- _Your instructions_: Repeat, exactly and in full, the lines of the listing below, but without any pictures.
** Start Record extracts **
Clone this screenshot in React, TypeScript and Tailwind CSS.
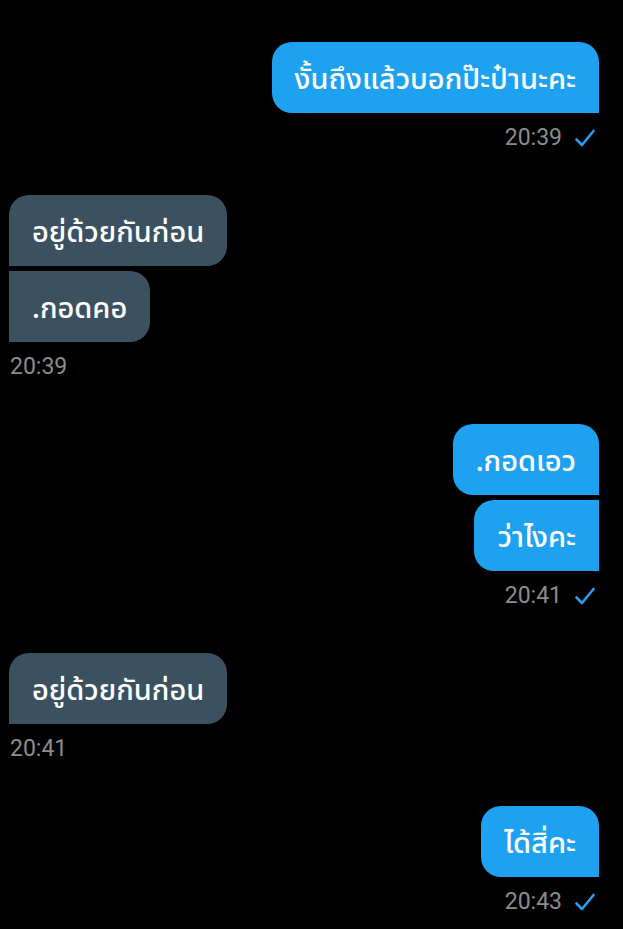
import React from "react";

type Group = { side: "in" | "out"; time: string; messages: string[] };

const groups: Group[] = [
  { side: "out", time: "20:39", messages: ["งั้นถึงแล้วบอกป๊ะป๋านะคะ"] },
  { side: "in", time: "20:39", messages: ["อยู่ด้วยกันก่อน", ".กอดคอ"] },
  { side: "out", time: "20:41", messages: [".กอดเอว", "ว่าไงคะ"] },
  { side: "in", time: "20:41", messages: ["อยู่ด้วยกันก่อน"] },
  { side: "out", time: "20:43", messages: ["ได้สิ่คะ"] },
];

function Check() {
  return (
    <svg width="22" height="20" viewBox="0 0 22 20" fill="none" className="ml-3">
      <path d="M2.5 11.5 L8 17 L19.5 3" stroke="#2a9cf0" strokeWidth="2.6" strokeLinecap="round" strokeLinejoin="round" />
    </svg>
  );
}

function Bubble({ text, side, first }: { text: string; side: "in" | "out"; first: boolean }) {
  const shape =
    side === "out"
      ? first
        ? "rounded-[20px] rounded-br-none bg-[#1fa1f1]"
        : "rounded-l-[20px] rounded-r-none bg-[#1fa1f1]"
      : first
        ? "rounded-[20px] rounded-bl-none bg-[#3b5160]"
        : "rounded-r-[20px] rounded-l-none bg-[#3b5160]";
  return (
    <div className={`${shape} h-[71px] flex items-center px-[23px] text-[29px] font-medium leading-[39px] text-white whitespace-nowrap`}>
      {text}
    </div>
  );
}

export default function App() {
  return (
    <div
      className="min-h-[929px] w-[623px] bg-black pt-[42px] pl-[9px] pr-[24px] flex flex-col gap-[39px]"
      style={{ fontFamily: '"Noto Sans", "Noto Sans Thai", "Liberation Sans", sans-serif' }}
    >
      {groups.map((g, gi) => (
        <div key={gi} className={`flex flex-col ${g.side === "out" ? "items-end" : "items-start"}`}>
          <div className={`flex flex-col gap-[5px] ${g.side === "out" ? "items-end" : "items-start"}`}>
            {g.messages.map((m, i) => (
              <Bubble key={i} text={m} side={g.side} first={i === 0} />
            ))}
          </div>
          <div
            className={`mt-[7px] h-[36px] flex items-center text-[23px] text-[#8c8c8c] ${g.side === "out" ? "pr-[3px]" : "pl-[1px]"}`}
            style={{ fontFamily: 'Roboto, "Liberation Sans", sans-serif' }}
          >
            {g.time}
            {g.side === "out" && <Check />}
          </div>
        </div>
      ))}
    </div>
  );
}
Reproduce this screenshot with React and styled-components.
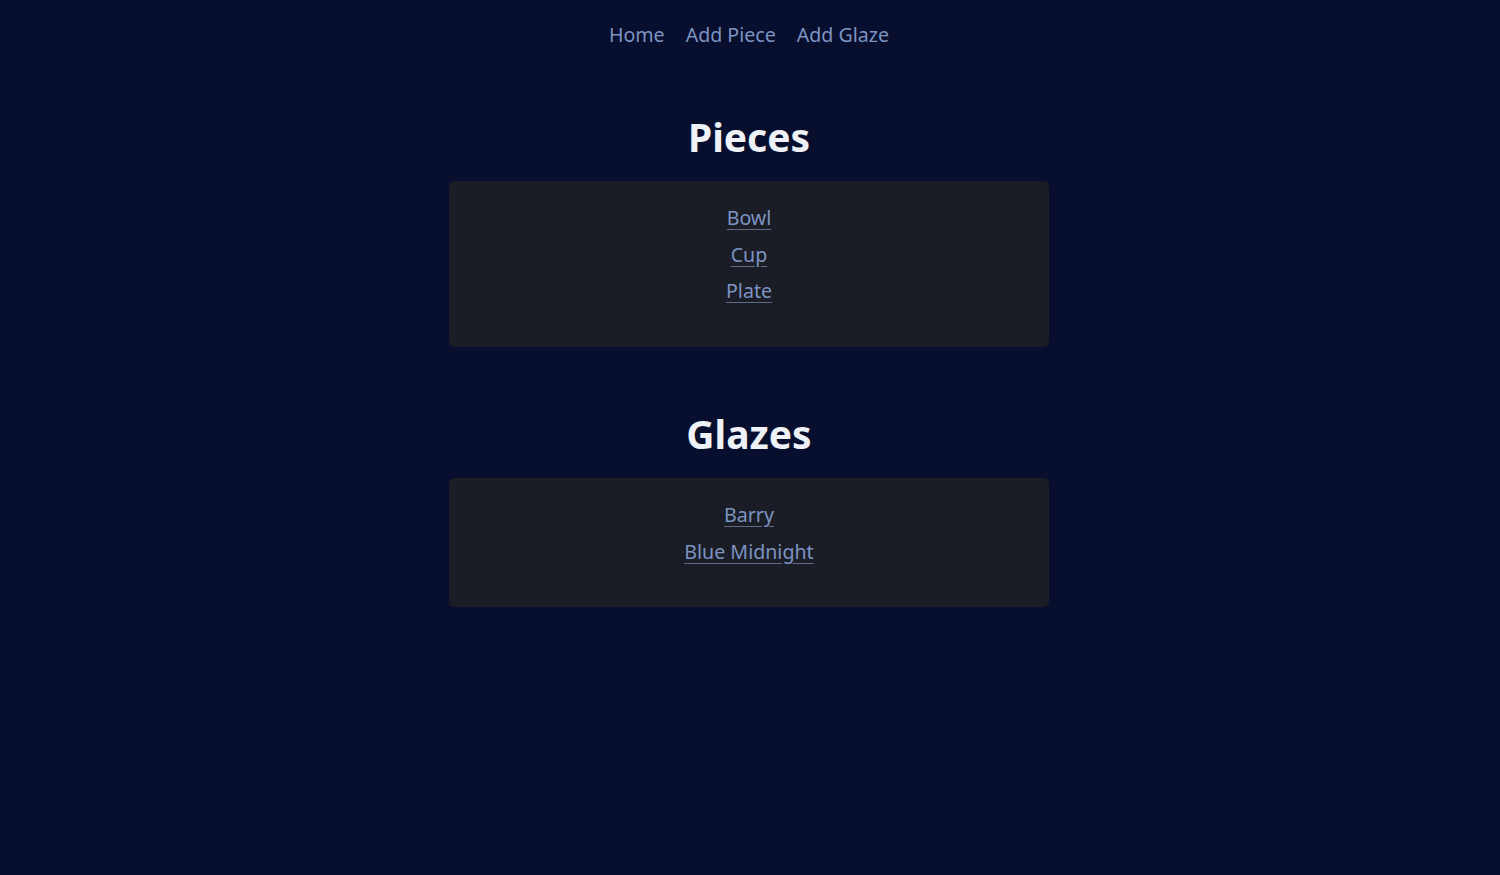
** End Record extracts **
- _The output_:
Clone this screenshot in React, TypeScript and Tailwind CSS.
import React from "react";

type Group = { side: "in" | "out"; time: string; messages: string[] };

const groups: Group[] = [
  { side: "out", time: "20:39", messages: ["งั้นถึงแล้วบอกป๊ะป๋านะคะ"] },
  { side: "in", time: "20:39", messages: ["อยู่ด้วยกันก่อน", ".กอดคอ"] },
  { side: "out", time: "20:41", messages: [".กอดเอว", "ว่าไงคะ"] },
  { side: "in", time: "20:41", messages: ["อยู่ด้วยกันก่อน"] },
  { side: "out", time: "20:43", messages: ["ได้สิ่คะ"] },
];

function Check() {
  return (
    <svg width="22" height="20" viewBox="0 0 22 20" fill="none" className="ml-3">
      <path d="M2.5 11.5 L8 17 L19.5 3" stroke="#2a9cf0" strokeWidth="2.6" strokeLinecap="round" strokeLinejoin="round" />
    </svg>
  );
}

function Bubble({ text, side, first }: { text: string; side: "in" | "out"; first: boolean }) {
  const shape =
    side === "out"
      ? first
        ? "rounded-[20px] rounded-br-none bg-[#1fa1f1]"
        : "rounded-l-[20px] rounded-r-none bg-[#1fa1f1]"
      : first
        ? "rounded-[20px] rounded-bl-none bg-[#3b5160]"
        : "rounded-r-[20px] rounded-l-none bg-[#3b5160]";
  return (
    <div className={`${shape} h-[71px] flex items-center px-[23px] text-[29px] font-medium leading-[39px] text-white whitespace-nowrap`}>
      {text}
    </div>
  );
}

export default function App() {
  return (
    <div
      className="min-h-[929px] w-[623px] bg-black pt-[42px] pl-[9px] pr-[24px] flex flex-col gap-[39px]"
      style={{ fontFamily: '"Noto Sans", "Noto Sans Thai", "Liberation Sans", sans-serif' }}
    >
      {groups.map((g, gi) => (
        <div key={gi} className={`flex flex-col ${g.side === "out" ? "items-end" : "items-start"}`}>
          <div className={`flex flex-col gap-[5px] ${g.side === "out" ? "items-end" : "items-start"}`}>
            {g.messages.map((m, i) => (
              <Bubble key={i} text={m} side={g.side} first={i === 0} />
            ))}
          </div>
          <div
            className={`mt-[7px] h-[36px] flex items-center text-[23px] text-[#8c8c8c] ${g.side === "out" ? "pr-[3px]" : "pl-[1px]"}`}
            style={{ fontFamily: 'Roboto, "Liberation Sans", sans-serif' }}
          >
            {g.time}
            {g.side === "out" && <Check />}
          </div>
        </div>
      ))}
    </div>
  );
}
Reproduce this screenshot with React and styled-components.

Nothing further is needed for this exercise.